How does Mt St Helens help explain polystrate fossils? The eruption transported thousands of trees into Spirit Lake, where many became waterlogged and sank in upright positions through multiple sediment layers—creating “polystrate” formations in real-time. Conventionally, polystrate fossils (fossils crossing multiple sedimentary layers) are difficult to explain if those layers represent thousands or millions of years. Mt St. Helens demonstrated how these formations can occur rapidly during catastrophic events, without requiring the layers to represent different time periods.
Were scientists expecting these rapid formations, or did they genuinely challenge conventional understanding? Many of the rapid formation processes observed at Mount St Helens genuinely surprised geologists who’d been trained in gradualistic thinking. Scientists like Dr. Harry Glicken documented how the eruption forced reconsideration of how quickly certain geological processes can occur. These observations didn’t merely confirm what was already known, but expanded scientific understanding by demonstrating that catastrophic processes can accomplish in hours or days what was previously thought to require centuries or millennia.

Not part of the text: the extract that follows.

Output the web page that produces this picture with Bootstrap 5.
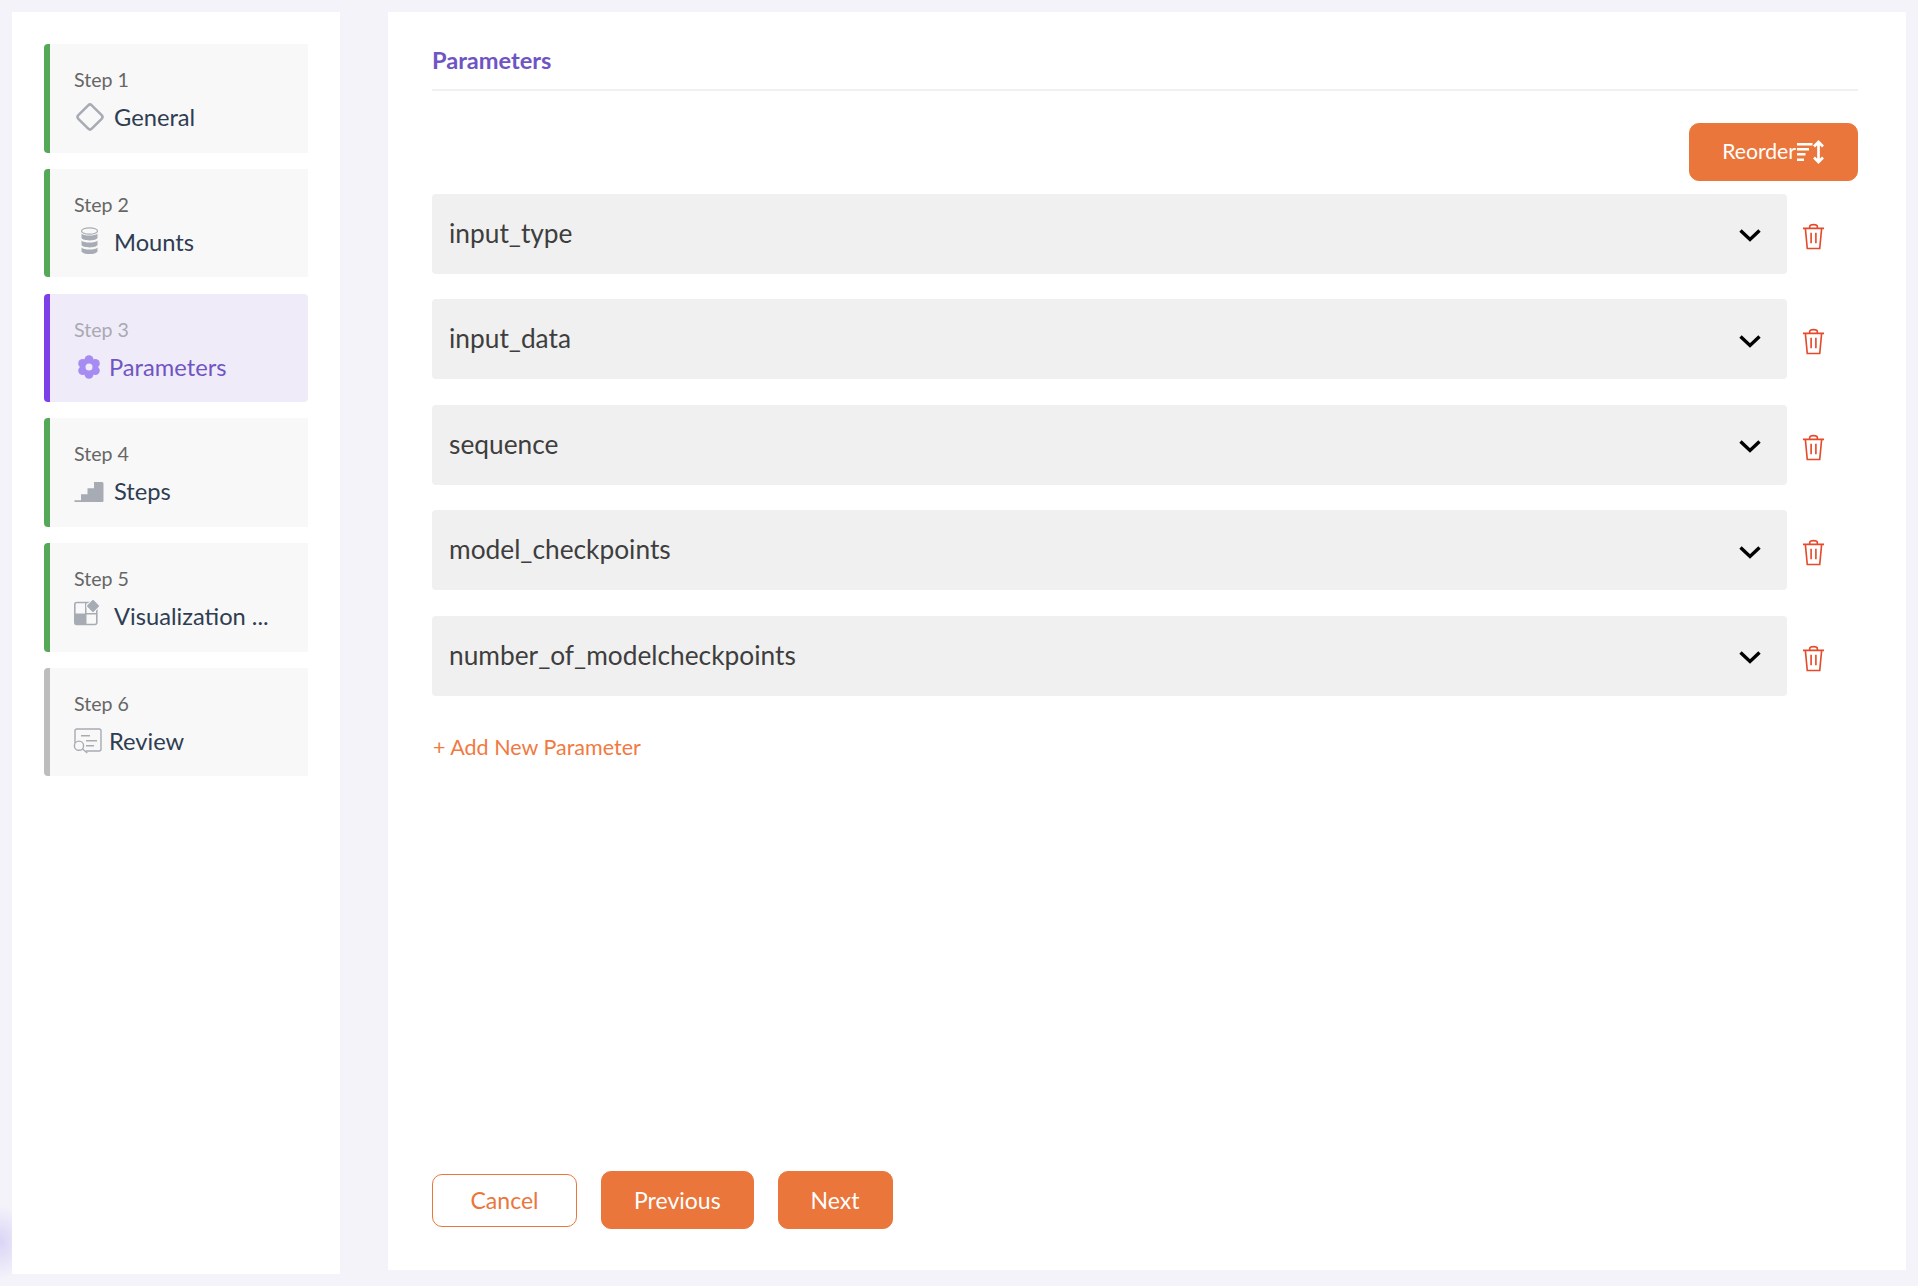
<!doctype html>
<html lang="en">
<head>
<meta charset="utf-8">
<title>Parameters</title>
<link href="https://cdn.jsdelivr.net/npm/bootstrap@5.3.0/dist/css/bootstrap.min.css" rel="stylesheet">
<style>
html,body{height:100%}
body{background:#f4f3fa;font-family:"Lato","Noto Sans",sans-serif;overflow:hidden;padding:12px;position:relative}
.shell{height:1262px;gap:48px;position:relative;z-index:1}
.side-panel{width:328px;background:#fff;padding:32px;flex:none;gap:16.3px}
.step-box{height:108.5px;flex:none;background:#f8f8f8;border-left:6px solid #55a858;border-radius:4px 0 0 4px;padding:21px 0 0 24px}
.step-box.is-active{background:#efebf8;border-left-color:#7c3fe8;border-radius:4px}
.step-box.is-pending{border-left-color:#bdbdbd}
.step-num{font-size:19.6px;line-height:30px;color:#666}
.is-active .step-num{color:#a9a9b3}
.step-name{font-size:23.7px;line-height:34px;color:#2f3d52;margin-top:5px}
.is-active .step-name{color:#6f55c3}
.step-ico{width:30px;height:30px;flex:none;display:block;overflow:visible}
.name-wide{gap:10px}
.name-tight{gap:5px}
.main-panel{width:1518px;height:1258px;background:#fff;padding:32px 48px 41px 44px}
.panel-title{font-size:23.6px;font-weight:700;color:#6f55c3;line-height:32px;border-bottom:2px solid #f0f0f0;height:47px}
.act-btn{--bs-btn-color:#fff;--bs-btn-bg:#ea763b;--bs-btn-border-color:#ea763b;--bs-btn-hover-bg:#ea763b;--bs-btn-hover-color:#fff;--bs-btn-hover-border-color:#ea763b;--bs-btn-border-radius:10px;font-size:23px;height:58px;padding:0 32px;display:inline-flex;align-items:center}
.act-btn.reorder-btn{font-size:21.2px;padding:0 32px}
.reorder-btn svg{margin-left:1px}
.ghost-btn{--bs-btn-color:#ea763b;--bs-btn-bg:#fff;--bs-btn-border-color:#ea763b;--bs-btn-hover-bg:#fff;--bs-btn-hover-color:#ea763b;--bs-btn-hover-border-color:#ea763b;--bs-btn-border-radius:10px;font-size:23px;height:53px;width:145px;display:inline-flex;align-items:center;justify-content:center}
.reorder-wrap{margin-top:32px;height:58px;margin-bottom:12.5px}
.param-row{height:80px;margin-bottom:25.5px}
.param-head{width:1355px;height:80px;background:#f0f0f0;border-radius:4px;padding:0 26px 0 17px;font-size:26.3px;color:#3e3e3e}
.chev-ico{margin-top:3px}
.trash-ico{margin-left:15px;margin-top:5px}
.add-link{font-size:21.5px;color:#f07a42;text-decoration:none;line-height:30px}
.add-wrap{margin-top:10.5px;padding-left:1px}
.foot-actions{gap:24px}
.glow-spot{position:absolute;left:-30px;top:1205px;width:60px;height:74px;pointer-events:none;background:radial-gradient(closest-side,rgba(180,165,240,.4),rgba(180,165,240,0))}
</style>
</head>
<body>
<div class="glow-spot"></div>
<div class="shell d-flex align-items-start">
  <aside class="side-panel d-flex flex-column h-100">
    <div class="step-box">
      <div class="step-num">Step 1</div>
      <div class="step-name d-flex align-items-center name-wide">
        <svg class="step-ico" viewBox="0 0 30 30"><rect x="6.500" y="5.500" width="19" height="19" rx="2.500" transform="rotate(45 16 15)" fill="none" stroke="#a7abb3" stroke-width="2.500"/></svg>
        <span>General</span>
      </div>
    </div>
    <div class="step-box">
      <div class="step-num">Step 2</div>
      <div class="step-name d-flex align-items-center name-wide">
        <svg class="step-ico" viewBox="0 0 30 30"><ellipse cx="15.500" cy="4" rx="8" ry="3.200" fill="#f8f8f8" stroke="#a7abb3" stroke-width="1.200"/><path d="M7.500 6.500c2 2.800 14 2.800 16 0V11c-1.500 3.200-14.500 3.200-16 0zM7.500 13.500c2 2.800 14 2.800 16 0V18c-1.500 3.200-14.500 3.200-16 0zM7.500 20.500c2 2.800 14 2.800 16 0V24.500c-1.500 3.400-14.500 3.400-16 0z" fill="#a7abb3"/></svg>
        <span>Mounts</span>
      </div>
    </div>
    <div class="step-box is-active">
      <div class="step-num">Step 3</div>
      <div class="step-name d-flex align-items-center name-tight">
        <svg class="step-ico" viewBox="0 0 30 30"><g fill="#a68cf2"><circle cx="15" cy="7.800" r="4.500"/><circle cx="15" cy="22.200" r="4.500"/><circle cx="8.700" cy="11.400" r="4.500"/><circle cx="21.300" cy="11.400" r="4.500"/><circle cx="8.700" cy="18.600" r="4.500"/><circle cx="21.300" cy="18.600" r="4.500"/><circle cx="15" cy="15" r="7"/></g><circle cx="15" cy="15" r="3.500" fill="#efebf8"/></svg>
        <span>Parameters</span>
      </div>
    </div>
    <div class="step-box">
      <div class="step-num">Step 4</div>
      <div class="step-name d-flex align-items-center name-wide">
        <svg class="step-ico" viewBox="0 0 30 30"><path d="M.5 26v-1.700H7v-6h6.500v-6H20V6h8a1.500 1.500 0 0 1 1.500 1.500V25a1 1 0 0 1-1 1z" fill="#a7abb3"/></svg>
        <span>Steps</span>
      </div>
    </div>
    <div class="step-box">
      <div class="step-num">Step 5</div>
      <div class="step-name d-flex align-items-center name-wide">
        <svg class="step-ico" viewBox="0 0 30 30"><rect x=".8" y="1.500" width="22" height="22" rx="2" fill="#f8f8f8" stroke="#a7abb3" stroke-width="1.600"/><path d="M1 12.500h10.500V24H3a2 2 0 0 1-2-2zM11 1.500h1.500V24H11zM11 12h12v1.500H11z" fill="#a7abb3"/><rect x="14" y="0" width="10" height="10" rx="1.500" transform="rotate(45 19 5)" fill="#a7abb3" stroke="#f8f8f8" stroke-width="1"/></svg>
        <span>Visualization ...</span>
      </div>
    </div>
    <div class="step-box is-pending">
      <div class="step-num">Step 6</div>
      <div class="step-name d-flex align-items-center name-tight">
        <svg class="step-ico" viewBox="0 0 30 30"><path d="M1 17V5a2 2 0 0 1 2-2h22a2 2 0 0 1 2 2v18a2 2 0 0 1-2 2H12" fill="none" stroke="#a7abb3" stroke-width="1.400"/><path d="M7 9.700h9M12 14.700h11M12 19.700h8" stroke="#a7abb3" stroke-width="1.400" fill="none"/><circle cx="5" cy="19.700" r="4.600" fill="#f8f8f8" stroke="#a7abb3" stroke-width="1.400"/><path d="M8.500 23l4.800 4" stroke="#a7abb3" stroke-width="1.400"/></svg>
        <span>Review</span>
      </div>
    </div>
  </aside>
  <main class="main-panel d-flex flex-column">
    <div class="panel-title">Parameters</div>
    <div class="reorder-wrap d-flex justify-content-end">
      <button class="btn act-btn reorder-btn" type="button">Reorder<svg width="28" height="24" viewBox="0 0 28 24"><path d="M0 3h15.500v2.500H0zM0 8h12v2.500H0zM0 13h8.500v2.500H0zM0 18.500h7V21H0z" fill="#fff"/><path d="M21.500 3v18M17 6.500L21.500 2 26 6.500M17 17.500l4.500 4.500 4.500-4.500" fill="none" stroke="#fff" stroke-width="2.700"/></svg></button>
    </div>
    <div class="param-row d-flex align-items-center">
      <div class="param-head d-flex align-items-center justify-content-between"><span>input_type</span><svg class="chev-ico" width="22" height="14" viewBox="0 0 22 14"><path d="M1.500 2.500L11 11.500l9.500-9" fill="none" stroke="#000" stroke-width="3.400"/></svg></div>
      <svg class="trash-ico" width="23" height="27" viewBox="0 0 24 28"><path d="M1 5.500h22M8 5.500V3.500C8 1 16 1 16 3.500v2M3.500 5.500l2 21h13l2-21M9.500 10v11M14.500 10v11" fill="none" stroke="#e54a2a" stroke-width="1.700"/></svg>
    </div>
    <div class="param-row d-flex align-items-center">
      <div class="param-head d-flex align-items-center justify-content-between"><span>input_data</span><svg class="chev-ico" width="22" height="14" viewBox="0 0 22 14"><path d="M1.500 2.500L11 11.500l9.500-9" fill="none" stroke="#000" stroke-width="3.400"/></svg></div>
      <svg class="trash-ico" width="23" height="27" viewBox="0 0 24 28"><path d="M1 5.500h22M8 5.500V3.500C8 1 16 1 16 3.500v2M3.500 5.500l2 21h13l2-21M9.500 10v11M14.500 10v11" fill="none" stroke="#e54a2a" stroke-width="1.700"/></svg>
    </div>
    <div class="param-row d-flex align-items-center">
      <div class="param-head d-flex align-items-center justify-content-between"><span>sequence</span><svg class="chev-ico" width="22" height="14" viewBox="0 0 22 14"><path d="M1.500 2.500L11 11.500l9.500-9" fill="none" stroke="#000" stroke-width="3.400"/></svg></div>
      <svg class="trash-ico" width="23" height="27" viewBox="0 0 24 28"><path d="M1 5.500h22M8 5.500V3.500C8 1 16 1 16 3.500v2M3.500 5.500l2 21h13l2-21M9.500 10v11M14.500 10v11" fill="none" stroke="#e54a2a" stroke-width="1.700"/></svg>
    </div>
    <div class="param-row d-flex align-items-center">
      <div class="param-head d-flex align-items-center justify-content-between"><span>model_checkpoints</span><svg class="chev-ico" width="22" height="14" viewBox="0 0 22 14"><path d="M1.500 2.500L11 11.500l9.500-9" fill="none" stroke="#000" stroke-width="3.400"/></svg></div>
      <svg class="trash-ico" width="23" height="27" viewBox="0 0 24 28"><path d="M1 5.500h22M8 5.500V3.500C8 1 16 1 16 3.500v2M3.500 5.500l2 21h13l2-21M9.500 10v11M14.500 10v11" fill="none" stroke="#e54a2a" stroke-width="1.700"/></svg>
    </div>
    <div class="param-row d-flex align-items-center">
      <div class="param-head d-flex align-items-center justify-content-between"><span>number_of_modelcheckpoints</span><svg class="chev-ico" width="22" height="14" viewBox="0 0 22 14"><path d="M1.500 2.500L11 11.500l9.500-9" fill="none" stroke="#000" stroke-width="3.400"/></svg></div>
      <svg class="trash-ico" width="23" height="27" viewBox="0 0 24 28"><path d="M1 5.500h22M8 5.500V3.500C8 1 16 1 16 3.500v2M3.500 5.500l2 21h13l2-21M9.500 10v11M14.500 10v11" fill="none" stroke="#e54a2a" stroke-width="1.700"/></svg>
    </div>
    <div class="add-wrap"><a class="add-link" href="#">+ Add New Parameter</a></div>
    <div class="foot-actions d-flex align-items-center mt-auto">
      <button class="btn ghost-btn" type="button">Cancel</button>
      <button class="btn act-btn" type="button">Previous</button>
      <button class="btn act-btn" type="button">Next</button>
    </div>
  </main>
</div>
<script src="https://cdn.jsdelivr.net/npm/bootstrap@5.3.0/dist/js/bootstrap.bundle.min.js"></script>
</body>
</html>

How does Mt St Helens inform our understanding of Noah’s Flood? Mt St. Helens provides a small-scale, observable model for the types of geological processes that would have occurred during Noah’s Flood, but at a vastly larger scale. The eruption demonstrated rapid canyon formation, sedimentary layering, coal bed formation, and ecological sorting—all processes that would have occurred during a global flood, just exponentially larger. This natural laboratory helps us understand how a year-long global catastrophe could have produced much of Earth’s geological record rapidly, rather than over billions of years.